Report how many lines of the listing below include the word "components". Give nothing but the number.

**SOURCE DATA:**
◇ ◇ ◇

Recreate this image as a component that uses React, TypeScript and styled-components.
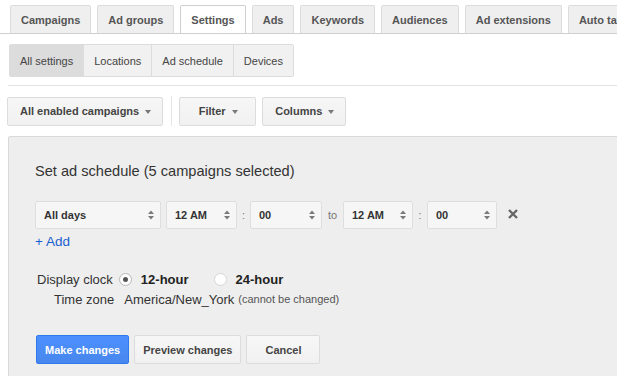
import styled, { createGlobalStyle } from 'styled-components';

const GlobalStyle = createGlobalStyle`
    body{
        margin: 0;
        background-color: #fff;
        font-family: "Liberation Sans", Arial, sans-serif;
    }
`

const Page = styled.div`
    width: 617px;
    height: 376px;
    overflow: hidden;
    color: #444;
`

const TabBar = styled.div`
    display: flex;
    align-items: flex-end;
    gap: 6px;
    height: 33px;
    padding-left: 10px;
    border-bottom: 1px solid #cfcfcf;
    white-space: nowrap;
    overflow: hidden;
`

const Tab = styled.div<{ $active?: boolean }>`
    flex-shrink: 0;
    box-sizing: border-box;
    height: ${p => p.$active ? '29px' : '28px'};
    margin-bottom: ${p => p.$active ? '-1px' : '0'};
    padding: 0 10px;
    display: flex;
    align-items: center;
    font-size: 11px;
    font-weight: bold;
    color: #555;
    background-color: ${p => p.$active ? '#fff' : '#efefef'};
    border: 1px solid ${p => p.$active ? '#cfcfcf' : '#dcdcdc'};
    border-bottom: none;
    border-radius: 2px 2px 0 0;
`

const SubTabs = styled.div`
    display: inline-flex;
    margin: 10px 0 0 9px;
    border: 1px solid #dcdcdc;
    border-radius: 2px;
`

const SubTab = styled.div<{ $active?: boolean }>`
    height: 31px;
    padding: 0 10px;
    display: flex;
    align-items: center;
    font-size: 11px;
    color: #444;
    background-color: ${p => p.$active ? '#dcdcdc' : '#f1f1f1'};
    & + &{
        border-left: 1px solid #dcdcdc;
    }
`

const Divider = styled.div`
    margin: 8px 0 0 8px;
    border-top: 1px solid #e3e3e3;
`

const Toolbar = styled.div`
    display: flex;
    align-items: center;
    padding: 10px 0 0 7px;
`

const MenuButton = styled.div<{ $minWidth?: number }>`
    box-sizing: border-box;
    height: 29px;
    min-width: ${p => p.$minWidth ? p.$minWidth + 'px' : 'auto'};
    padding: 0 11px 0 12px;
    display: flex;
    align-items: center;
    justify-content: center;
    gap: 6px;
    font-size: 11px;
    font-weight: bold;
    color: #444;
    background: linear-gradient(#f6f6f6, #f1f1f1);
    border: 1px solid #dcdcdc;
    border-radius: 2px;
    & + &{
        margin-left: 6px;
    }
`

const Caret = styled.span`
    width: 0;
    height: 0;
    border-left: 3.5px solid transparent;
    border-right: 3.5px solid transparent;
    border-top: 4px solid #777;
    margin-top: 1px;
`

const ToolbarSeparator = styled.div`
    width: 1px;
    height: 30px;
    background-color: #e6e6e6;
    margin: 0 7px 0 8px;
`

const Panel = styled.div`
    margin: 10px -20px 0 8px;
    padding: 24px 0 40px 26px;
    background-color: #eee;
    border: 1px solid #d9d9d9;
    border-radius: 2px;
`

const Title = styled.div`
    font-size: 14.6px;
    line-height: 20px;
    color: #333;
`

const ScheduleRow = styled.div`
    display: flex;
    align-items: center;
    margin-top: 20px;
`

const Select = styled.div<{ $width: number }>`
    box-sizing: border-box;
    width: ${p => p.$width}px;
    height: 28px;
    padding: 0 6px 0 8px;
    display: flex;
    align-items: center;
    justify-content: space-between;
    font-size: 11px;
    font-weight: bold;
    color: #333;
    background-color: #f6f6f6;
    border: 1px solid #dedede;
    border-radius: 2px;
`

const Joiner = styled.span<{ $width: number }>`
    width: ${p => p.$width}px;
    text-align: center;
    font-size: 11px;
    color: #777;
`

const RemoveIcon = styled.svg`
    margin-left: 11px;
    margin-top: -2px;
`

const AddLink = styled.a`
    display: block;
    margin-top: 4px;
    font-size: 13.5px;
    line-height: 17px;
    color: #1a5fd0;
    text-decoration: none;
`

const Options = styled.div`
    margin-top: 19px;
`

const OptionRow = styled.div<{ $indent: number }>`
    display: flex;
    align-items: center;
    height: 20px;
    padding-left: ${p => p.$indent}px;
    font-size: 13px;
    color: #333;
`

const Radio = styled.span<{ $checked?: boolean }>`
    box-sizing: border-box;
    width: 13px;
    height: 13px;
    margin: 0 9px 0 6px;
    border-radius: 50%;
    background-color: #fff;
    border: 1px solid ${p => p.$checked ? '#b8b8b8' : '#d6d6d6'};
    display: flex;
    align-items: center;
    justify-content: center;
    &::after{
        content: '';
        display: ${p => p.$checked ? 'block' : 'none'};
        width: 5px;
        height: 5px;
        border-radius: 50%;
        background-color: #555;
    }
`

const RadioLabel = styled.span`
    font-weight: bold;
    color: #222;
    & + ${Radio}{
        margin-left: 25px;
    }
`

const Value = styled.span`
    margin-left: 10px;
`

const Note = styled.span`
    margin-left: 4px;
    font-size: 11px;
    color: #555;
`

const Actions = styled.div`
    display: flex;
    gap: 5px;
    margin-top: 26px;
    margin-left: 1px;
`

const ActionButton = styled.div<{ $primary?: boolean; $minWidth?: number }>`
    box-sizing: border-box;
    height: 29px;
    min-width: ${p => p.$minWidth ? p.$minWidth + 'px' : 'auto'};
    padding: 0 8px;
    display: flex;
    align-items: center;
    justify-content: center;
    font-size: 11px;
    font-weight: bold;
    color: ${p => p.$primary ? '#fff' : '#444'};
    background: ${p => p.$primary ? 'linear-gradient(#4d90fe, #4787ed)' : 'linear-gradient(#f7f7f7, #f1f1f1)'};
    border: 1px solid ${p => p.$primary ? '#3079ed' : '#dcdcdc'};
    border-radius: 2px;
`

const SpinArrows = () => (
    <svg width="6" height="10" viewBox="0 0 6 10">
        <path d="M0 4 L3 0.5 L6 4 Z" fill="#7a7a7a"/>
        <path d="M0 6 L3 9.5 L6 6 Z" fill="#7a7a7a"/>
    </svg>
);

const DropSelect = ({ label, width }: { label: string; width: number }) => (
    <Select $width={width}>
        <span>{label}</span>
        <SpinArrows/>
    </Select>
);

const tabs = ['Campaigns', 'Ad groups', 'Settings', 'Ads', 'Keywords', 'Audiences', 'Ad extensions', 'Auto targets'];
const subTabs = ['All settings', 'Locations', 'Ad schedule', 'Devices'];

const App = () => {
    return (
        <Page>
            <GlobalStyle/>
            <TabBar>
                {tabs.map(t => <Tab key={t} $active={t === 'Settings'}>{t}</Tab>)}
            </TabBar>
            <SubTabs>
                {subTabs.map(t => <SubTab key={t} $active={t === 'All settings'}>{t}</SubTab>)}
            </SubTabs>
            <Divider/>
            <Toolbar>
                <MenuButton>All enabled campaigns<Caret/></MenuButton>
                <ToolbarSeparator/>
                <MenuButton $minWidth={77}>Filter<Caret/></MenuButton>
                <MenuButton>Columns<Caret/></MenuButton>
            </Toolbar>
            <Panel>
                <Title>Set ad schedule (5 campaigns selected)</Title>
                <ScheduleRow>
                    <DropSelect label='All days' width={126}/>
                    <Joiner $width={5}/>
                    <DropSelect label='12 AM' width={71}/>
                    <Joiner $width={13}>:</Joiner>
                    <DropSelect label='00' width={72}/>
                    <Joiner $width={21}>to</Joiner>
                    <DropSelect label='12 AM' width={70}/>
                    <Joiner $width={14}>:</Joiner>
                    <DropSelect label='00' width={70}/>
                    <RemoveIcon width="10" height="10" viewBox="0 0 10 10">
                        <path d="M1 1 L9 9 M9 1 L1 9" stroke="#666" strokeWidth="2.4"/>
                    </RemoveIcon>
                </ScheduleRow>
                <AddLink href="#">+ Add</AddLink>
                <Options>
                    <OptionRow $indent={2}>
                        Display clock
                        <Radio $checked/>
                        <RadioLabel>12-hour</RadioLabel>
                        <Radio/>
                        <RadioLabel>24-hour</RadioLabel>
                    </OptionRow>
                    <OptionRow $indent={19}>
                        Time zone
                        <Value>America/New_York</Value>
                        <Note>(cannot be changed)</Note>
                    </OptionRow>
                </Options>
                <Actions>
                    <ActionButton $primary>Make changes</ActionButton>
                    <ActionButton>Preview changes</ActionButton>
                    <ActionButton $minWidth={74}>Cancel</ActionButton>
                </Actions>
            </Panel>
        </Page>
    );
}

export default App;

◇ ◇ ◇

**SOLUTION:** 2